How does it do this? There are several different groups, or classes, of drugs and each class attacks the virus in a different way. Your treatment will include drugs from different classes, to fight the virus on different fronts.

Soon after a person starts taking HIV treatment, viral replication slows down dramatically. The assembly line for producing more HIV essentially slows to a crawl. Since very few new copies of the virus are now being created, the amount of HIV in your body—your viral load—drops. Most people’s viral loads fall to undetectable levels within three to six months of starting treatment.

Suppressing HIV in this way allows your immune system to regain its strength. Your CD4 count rises, the risk of serious infections drops, and any symptoms of HIV infection that you may have experienced diminish or disappear.

Undetectable≠cure

An undetectable viral load (viral load is the amount of HIV measured in a person’s blood) does not mean that the virus is completely gone.

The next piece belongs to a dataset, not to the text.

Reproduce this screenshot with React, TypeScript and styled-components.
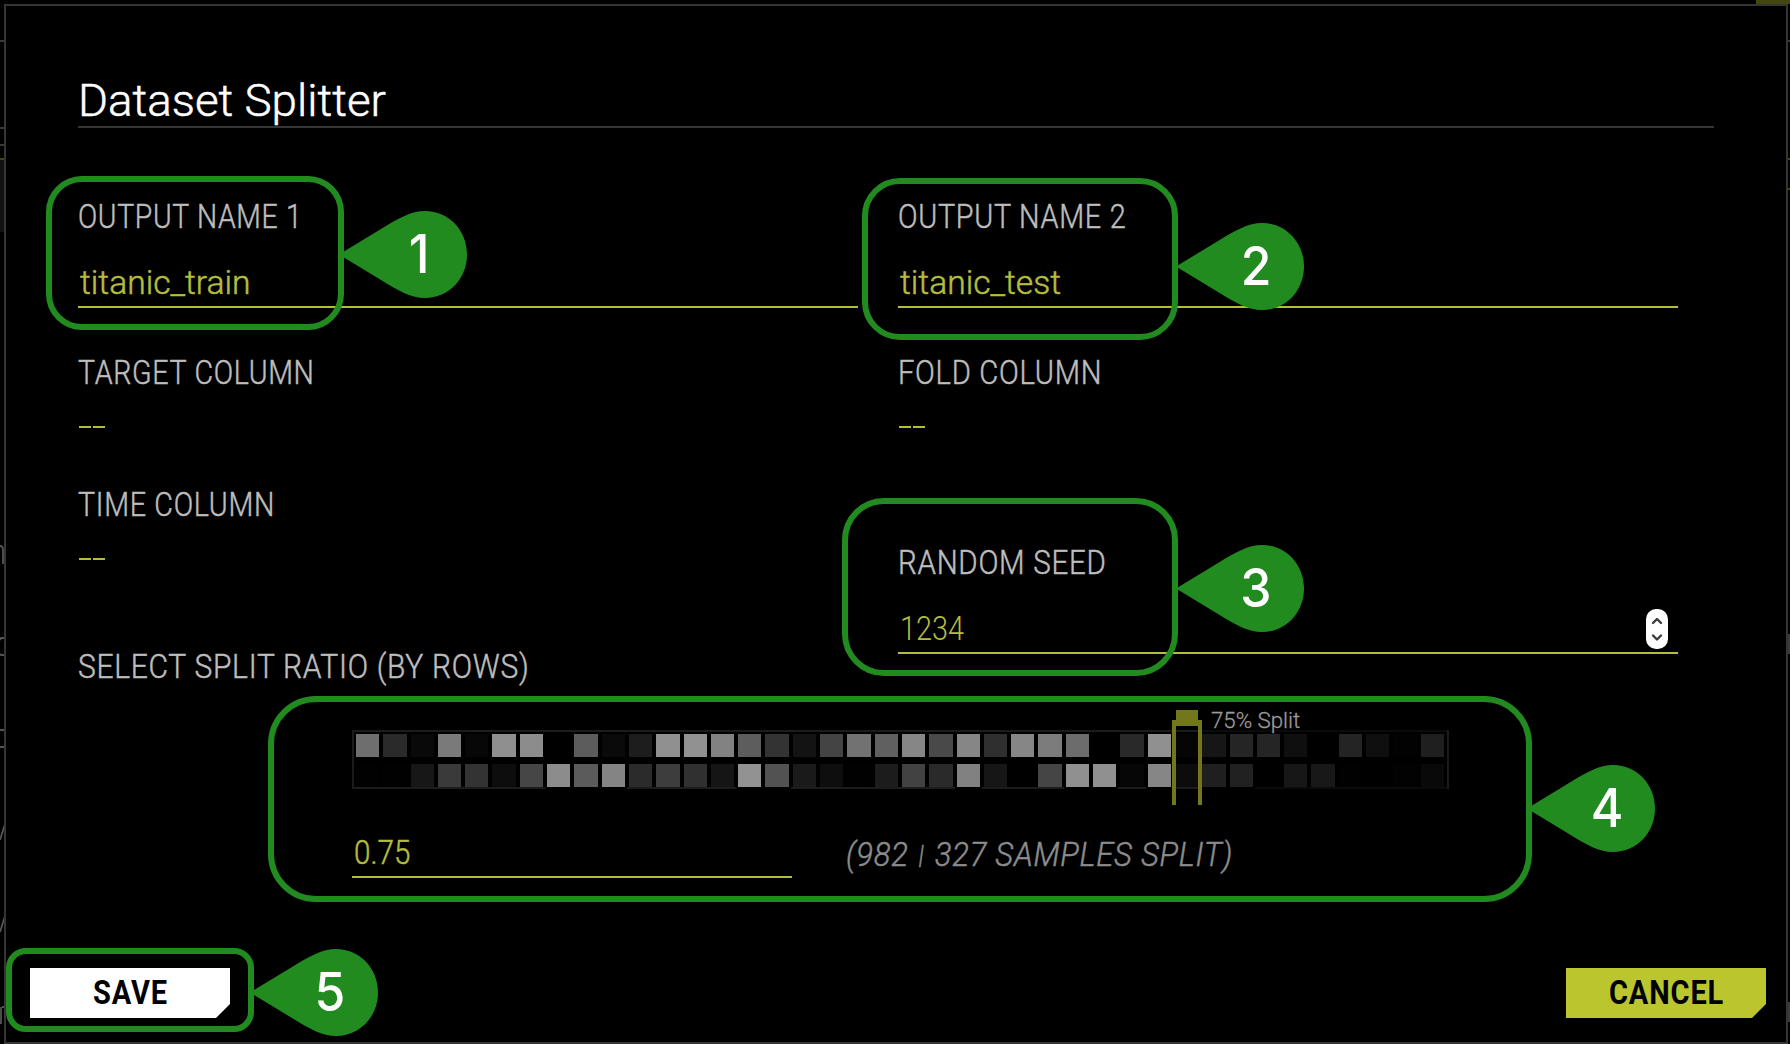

Soon after a person becomes infected with HIV, the virus finds its way inside cells deep in the immune system and in certain organs such as the brain.

Current HIV treatments have difficulty penetrating the brain and other organs, as well as the immune system, and HIV can remain dormant or replicate there at very low levels. However, early diagnosis of HIV followed by immediate treatment means that HIV has less opportunity to penetrate deep into the immune system and establish these reservoirs.

Despite scientists’ best efforts, they have not yet found a way to eliminate HIV from deep within the immune system and from certain organs. Much research toward a cure for HIV focuses on this challenge. But, for now, HIV is a lifelong infection and HIV treatment is a lifelong commitment.